Sonya Thomas lcsw

Fighting Fair 101: “I Statements” – Part 5 of 6

On to Rule # 7: Use “I statements” versus “You statements”

“I Statements” can be tricky, warranting their very own blog post.  Harriet Lerner, one of my favorite authors, wrote an amazing little book called Marriage Rules.  In it, she  does an excellent job of breaking down what a true “I statement” contains.  A true “I statement” encompasses the following:

  • has a light touch
  • is nonjudgemental and non-blaming
  • does not imply that the other person is responsible for your feelings or reactions
  • is ONLY about you – not your partner

“I statements” often start out by stating a feeling or wish.  Be careful with “I think”.  This is often a projection or an attack rather than a disclosure of your emotions or desires.  “I want to make more of my own decisions”  is very different than “I think you are controlling”.  Can you see how the first one is a true “I statement” rather than a “you” statement?  Also, be mindful of your tone.  If you come across with a sharp edge, the content of your message may be appropriate, but it will not land well with your partner.  If your goal is to be heard and understood, then you have a responsibility in how you communicate your “world” to your partner.  In closing, if you can stick to stating your feelings and/or wishes in a nonjudgmental, non-blaming, non accusatory way and in a tone that is soft or neutral, then you have gone a long way in improving the likelihood of a successful dialogue versus a nonproductive and/or hurtful argument.

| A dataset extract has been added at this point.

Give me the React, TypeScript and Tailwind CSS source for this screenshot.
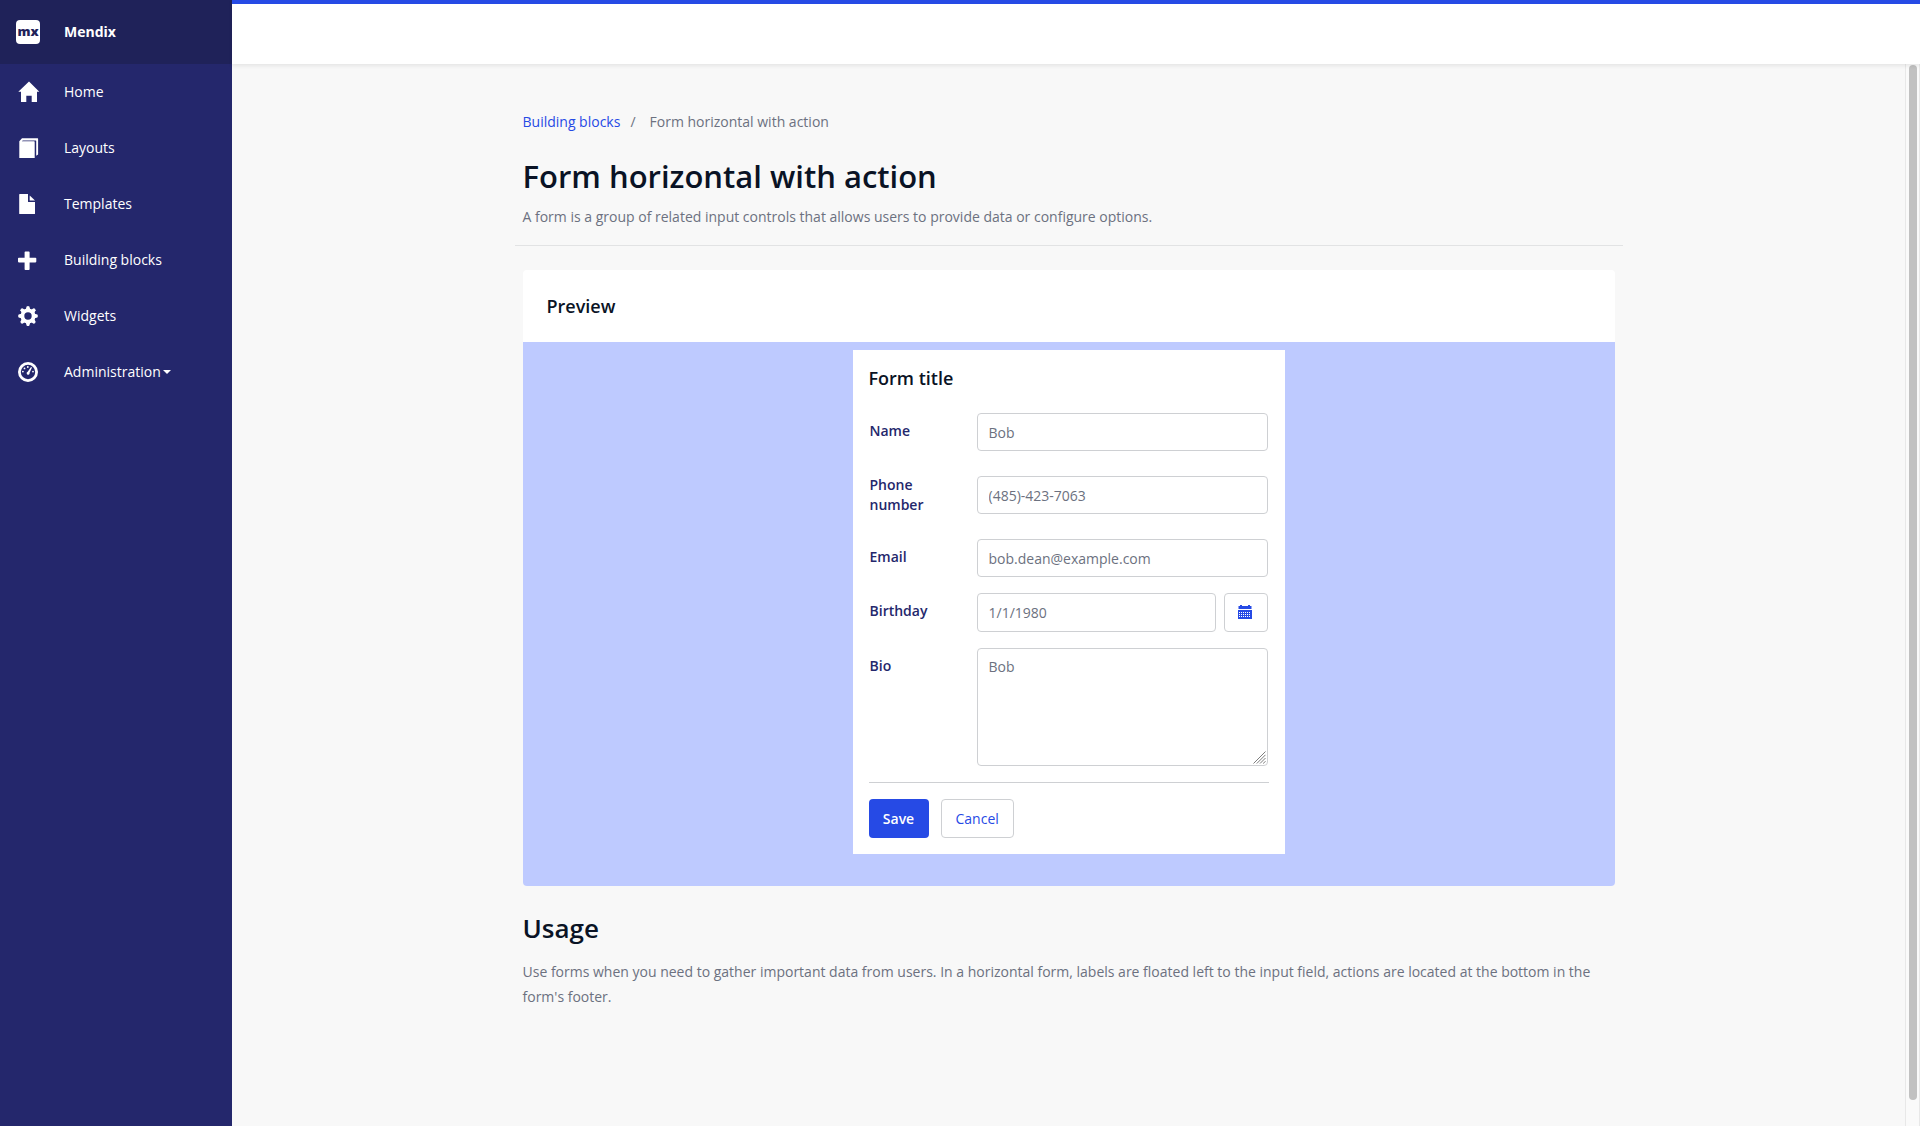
import type { ReactNode } from "react";

const HomeIcon = () => (
  <path d="M12 1.6 22.3 11.7H20V22h-5.3v-6.3H9.3V22H4V11.7H1.3Z" />
);

const PagesIcon = () => (
  <path d="M2.3 22V5.2L5 2.3h15.7a.4.4 0 0 1 .4.4v15.8l-1.9 1.2V4.8a.4.4 0 0 0-.4-.4H5.8l-1 .9h12.3a.6.6 0 0 1 .6.6V22Z" />
);

const FileIcon = () => (
  <>
    <path d="M2.8 2H11v7.4a.6.6 0 0 0 .6.6H18v11.4a.6.6 0 0 1-.6.6H2.8a.6.6 0 0 1-.6-.6V2.6a.6.6 0 0 1 .6-.6Z" />
    <path d="M12.7 3.5 18 8.6h-5.3Z" />
  </>
);

const PlusIcon = () => (
  <path d="M8.4 3.4h3.4a.8.8 0 0 1 .8.8v5.6h5.9a.8.8 0 0 1 .8.8v3a.8.8 0 0 1-.8.8h-5.9v6.9a.8.8 0 0 1-.8.8H8.4a.8.8 0 0 1-.8-.8v-6.9H1.8a.8.8 0 0 1-.8-.8v-3a.8.8 0 0 1 .8-.8h5.8V4.2a.8.8 0 0 1 .8-.8Z" />
);

const GearIcon = () => (
  <>
    <circle cx="11" cy="12" r="5.6" fill="none" stroke="currentColor" strokeWidth="3.8" />
    {[0, 45, 90, 135, 180, 225, 270, 315].map((angle) => (
      <path key={angle} d="M8.8 5.4 9.6 2.6q1.4-1.1 2.8 0l.8 2.8Z" transform={`rotate(${angle} 11 12)`} />
    ))}
  </>
);

const GaugeIcon = () => (
  <>
    <circle cx="11" cy="12" r="8.6" fill="none" stroke="currentColor" strokeWidth="2.8" />
    <circle cx="5.9" cy="11.6" r=".9" />
    <circle cx="7.5" cy="8.4" r=".9" />
    <circle cx="10.8" cy="7" r=".9" />
    <circle cx="16" cy="11.6" r=".9" />
    <path d="m14 6.9 1 .6-2.4 5.3a1.5 1.5 0 1 1-1.9-1Z" />
  </>
);

const navItems: { label: string; icon: ReactNode; menu?: boolean }[] = [
  { label: "Home", icon: <HomeIcon /> },
  { label: "Layouts", icon: <PagesIcon /> },
  { label: "Templates", icon: <FileIcon /> },
  { label: "Building blocks", icon: <PlusIcon /> },
  { label: "Widgets", icon: <GearIcon /> },
  { label: "Administration", icon: <GaugeIcon />, menu: true },
];

function Sidebar() {
  return (
    <aside className="w-[232px] shrink-0 bg-[#24276c] text-sm text-white">
      <div className="flex h-16 items-center gap-6 bg-[#1f2259] px-4 font-bold">
        <span className="flex size-6 items-center justify-center rounded bg-white pb-0.5 text-[13px] leading-none font-extrabold text-[#1f2259]">
          mx
        </span>
        <span>Mendix</span>
      </div>
      <nav>
        <ul>
          {navItems.map((item) => (
            <li key={item.label}>
              <a href="#" className="flex h-14 items-center px-4">
                <svg viewBox="0 0 24 24" className="mr-6 size-6 translate-x-px" fill="currentColor" aria-hidden="true">
                  {item.icon}
                </svg>
                {item.label}
                {item.menu && (
                  <svg viewBox="0 0 8 4" className="ml-0.5 h-1 w-2" fill="currentColor" aria-hidden="true">
                    <path d="M0 0h8L4 4Z" />
                  </svg>
                )}
              </a>
            </li>
          ))}
        </ul>
      </nav>
    </aside>
  );
}

const fieldClass =
  "block w-full min-w-0 rounded border border-[#ced0d3] bg-white px-[11px] text-sm text-[#6c7180] outline-none";

function Field({ id, label, children }: { id: string; label: string; children: ReactNode }) {
  return (
    <div className="grid grid-cols-[107px_1fr] px-px">
      <label htmlFor={id} className="pt-2 pr-6 font-semibold leading-5 text-[#24276c]">
        {label}
      </label>
      {children}
    </div>
  );
}

function CalendarIcon() {
  return (
    <svg viewBox="0 0 14 14" className="size-[14px]" fill="currentColor" aria-hidden="true">
      <path d="M2 0h2v1h6V0h2v1h1.5v3H.5V1H2Z" />
      <path
        fillRule="evenodd"
        d="M0 5h14v9H0ZM1 7v1h1V7Zm2 0v1h1V7Zm2 0v1h1V7Zm2 0v1h1V7Zm2 0v1h1V7Zm2 0v1h1V7ZM1 9v1h1V9Zm2 0v1h1V9Zm2 0v1h1V9Zm2 0v1h1V9Zm2 0v1h1V9Zm2 0v1h1V9ZM1 11v1h1v-1Zm2 0v1h1v-1Zm2 0v1h1v-1Zm2 0v1h1v-1Zm2 0v1h1v-1Zm2 0v1h1v-1Z"
      />
    </svg>
  );
}

function ResizeGrip() {
  return (
    <svg
      viewBox="0 0 13 13"
      className="pointer-events-none absolute right-0.5 bottom-0.5 size-[13px]"
      fill="none"
      stroke="#7d7d7d"
      aria-hidden="true"
    >
      <path d="M.5 12.5l12-12M3.8 12.5l8.7-8.7M7 12.5 12.5 7M10.2 12.5l2.3-2.3" />
    </svg>
  );
}

function ProfileForm() {
  return (
    <form className="mx-auto w-full max-w-[432px] bg-white p-4" onSubmit={(e) => e.preventDefault()}>
      <h3 className="text-lg leading-6 font-semibold text-[#0a1325]">Form title</h3>
      <div className="mt-[23px] flex flex-col gap-4">
        <div className="flex flex-col gap-6">
          <Field id="name" label="Name">
            <input id="name" type="text" defaultValue="Bob" className={`${fieldClass} h-[38px]`} />
          </Field>
          <div className="grid grid-cols-[107px_1fr] items-center px-px">
            <label htmlFor="phone" className="pr-6 leading-5 font-semibold text-[#24276c]">
              Phone number
            </label>
            <input id="phone" type="tel" defaultValue="(485)-423-7063" className={`${fieldClass} h-[38px]`} />
          </div>
          <Field id="email" label="Email">
            <input id="email" type="email" defaultValue="bob.dean@example.com" className={`${fieldClass} h-[38px]`} />
          </Field>
        </div>
        <Field id="birthday" label="Birthday">
          <div className="flex gap-2">
            <input id="birthday" type="text" defaultValue="1/1/1980" className={`${fieldClass} h-[39px]`} />
            <button
              type="button"
              aria-label="Show date picker"
              className="flex h-[39px] w-11 shrink-0 items-center justify-center rounded border border-[#ced0d3] bg-white pr-0.5 pb-px text-[#264ae5]"
            >
              <CalendarIcon />
            </button>
          </div>
        </Field>
        <Field id="bio" label="Bio">
          <div className="relative">
            <textarea
              id="bio"
              defaultValue="Bob"
              className={`${fieldClass} h-[118px] resize-none py-2`}
            />
            <ResizeGrip />
          </div>
        </Field>
      </div>
      <div className="mt-4 flex gap-3 border-t border-[#ced0d3] pt-4">
        <button type="submit" className="h-[39px] w-[60px] rounded bg-[#264ae5] font-semibold text-white">
          Save
        </button>
        <button type="button" className="h-[39px] rounded border border-[#ced0d3] bg-white px-[14px] text-[#264ae5]">
          Cancel
        </button>
      </div>
    </form>
  );
}

export default function App() {
  return (
    <div className="flex min-h-screen bg-[#f8f8f8] font-['Open_Sans',sans-serif] text-sm text-[#6c7180]">
      <Sidebar />
      <div className="flex min-w-0 flex-1 flex-col">
        <header className="relative h-16 shrink-0 border-t-4 border-[#264ae5] bg-white shadow-[0_2px_4px_rgba(0,0,0,0.08)]" />
        <div className="flex flex-1">
          <main className="flex-1 px-4 pt-12">
            <div className="mx-auto max-w-[1092px]">
              <nav aria-label="Breadcrumb">
                <ol className="flex leading-5">
                  <li>
                    <a href="#" className="text-[#264ae5]">
                      Building blocks
                    </a>
                  </li>
                  <li className="px-[10px]" aria-hidden="true">
                    /
                  </li>
                  <li className="pl-1">Form horizontal with action</li>
                </ol>
              </nav>
              <h1 className="mt-6 text-[31px] leading-10 font-semibold text-[#0a1325]">Form horizontal with action</h1>
              <p className="mt-2 leading-[25px]">
                A form is a group of related input controls that allows users to provide data or configure options.
              </p>
              <hr className="-mx-2 mt-4 border-[#e2e3e4]" />
              <section className="mt-6 overflow-hidden rounded bg-white">
                <h2 className="px-6 py-6 text-lg leading-6 font-semibold text-[#0a1325]">Preview</h2>
                <div className="bg-[#becaff] px-2 pt-2 pb-8">
                  <ProfileForm />
                </div>
              </section>
              <section className="mt-6">
                <h2 className="text-[26px] leading-9 font-semibold text-[#0a1325]">Usage</h2>
                <p className="mt-[13px] leading-[25px]">
                  Use forms when you need to gather important data from users. In a horizontal form, labels are floated
                  left to the input field, actions are located at the bottom in the form's footer.
                </p>
              </section>
            </div>
          </main>
          <div className="flex w-[15px] shrink-0 justify-center border-x border-[#e8e8e8] bg-[#fafafa] pt-px pb-[26px]">
            <div className="w-2 rounded-full bg-[#c1c1c1]" />
          </div>
        </div>
      </div>
    </div>
  );
}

Here are a few more examples of distinctions between “I statements”  compared to “you statements”:

  • “I feel overwhelmed when I am left to do all the housework” vs. “You are so lazy and patriarchal because you expect the wife to do all of the housework.”
  • “I shut down and pull away I feel ignored” vs. “You never give me any attention.”
  • “I get scared when I think about what it might be like if we have to take care of your mother” vs. “You care more about your mother than you do me or your own family.”
  • “I get really nervous when we are in rush hour traffic; can we please slow down” vs. “Stop driving so fast, you are going to get us killed.”